KAHVE ÇEKİRDEKLERİNDEN TÜRK KAHVESİNE
Üçüncü nesil kahvecilikle tanışalı yıllar oldu. O zamandan bu yana onlarca kahve çeşidi, demleme yöntemi ile karşılaştık. Bu süreçte bilhassa tercih ettiğimiz, o yoksa içmem dediğimiz kahveler oldu. Şimdi de kahve kokteylleri dönemindeyiz. Yine de şu gerçek ki bir fincan Türk kahvesine olan tutkumuzun yerini hiçbiri alamadı!
Rubiaceae familyasından olan kahve, 120’ye yakın türe sahiptir fakat içlerinde öne çıkan iki tür, arabika ve robustadır. Arabika, yüksek irtifalarda ve sert yamaçlarda, robusta ise alçak kesimlerde yetişmektedir. Kahve ağaçlarının meyveleri, olgunlaştıklarında, yani yeşilden kırmızıya döndüklerinde toplanırlar.
Kahve çekirdeği, meyvelerin tam kalbinde yer alır ve hasat sonrası çekirdekler kırmızı dış kabuklarından ayrıştırılırlar. Kırmızı meyvelerin içinden çıkarılan çekirdeklerin rengi ilk etapta yeşildir. Türüne, yetiştiği bölgeye göre uygulanan kavurma işlemi sonrasında, kahverengi ve siyaha dönüşürler.
Kahve çekirdeklerinin öğütülebilmesi için, kavrulmasının üstünden 12 ile 18 saat arasında zaman geçmesi gerekir. Ne var ki öğütülmüş kahve, çekirdek formundaki kahveye göre tazeliğini daha çabuk kaybeder, bu yüzden yeni öğütülmüş kahvenin aroması, daha önce öğütülmüş olanlara göre daha hoş ve etkilidir.
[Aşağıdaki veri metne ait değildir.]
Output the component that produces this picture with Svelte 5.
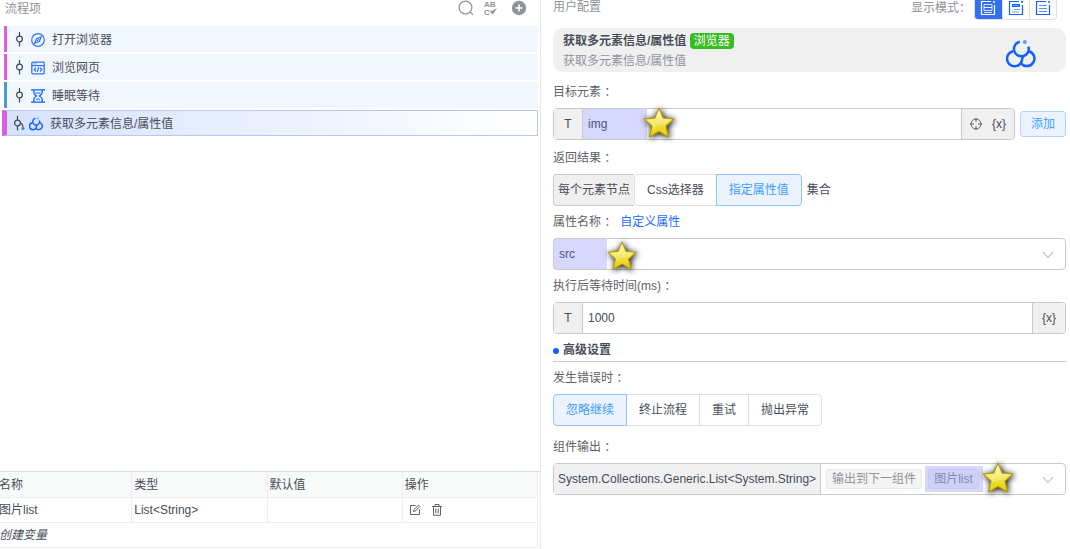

Kahve, her coğrafyada rahatlıkla yetişen bir bitki değildir. Güney ve Orta Amerika, Orta Afrika, Arap Yarımadası’nın güneyi ve Asya Pasifik ülkelerinde ihtiyacı olan tropikal ortamı bularak yetişir. Kahve üretimi konusunda Brezilya, Vietnam, Endonezya, Kolombiya ve Hindistan öne çıkan bölgelerdir.
Ülkemizde ise kahve yetişmemekte, çoğunlukla Brezilya’dan ithal edilen arabika türü kahve çekirdeklerinin, kavrulup öğütülmesiyle elde edilmektedir. Kahvenin ülkemize ilk kez gelişi ise Yemen’den olmuştur. Yemen Valisi Özdemir Paşa, tadını sevdiği bu ürünü 1543 yılında Osmanlı topraklarına getirmiştir.
Türk kahvesi olarak tanınması, pişirme yöntemi ve sunumundan kaynaklanmaktadır. Kahve, o dönemlerde Arap Yarımadası’nda kaynatılarak içilirken, Osmanlılar, cezvelerde hafifçe köpürtme ve küçük fincanlarda servis etme yöntemini geliştirmişlerdir. Bu usul, nereden gelirse gelsin kahvenin Türk kahvesi olarak anılmasını sağlamıştır.
Osmanlı’da, eğer misafir kahve yanında getirilen suyu içerse aç olduğunu, önce kahveyi içerse tok olduğunu belirtmiş olur, ev sahibi de ona göre ikramda bulunurmuş. Anlayacağınız, günümüzde kahve kültürümüzün tamamlayıcısı olan bu adet, Osmanlı zamanında zarif bir düşüncenin ürünü olarak ortaya çıkmış.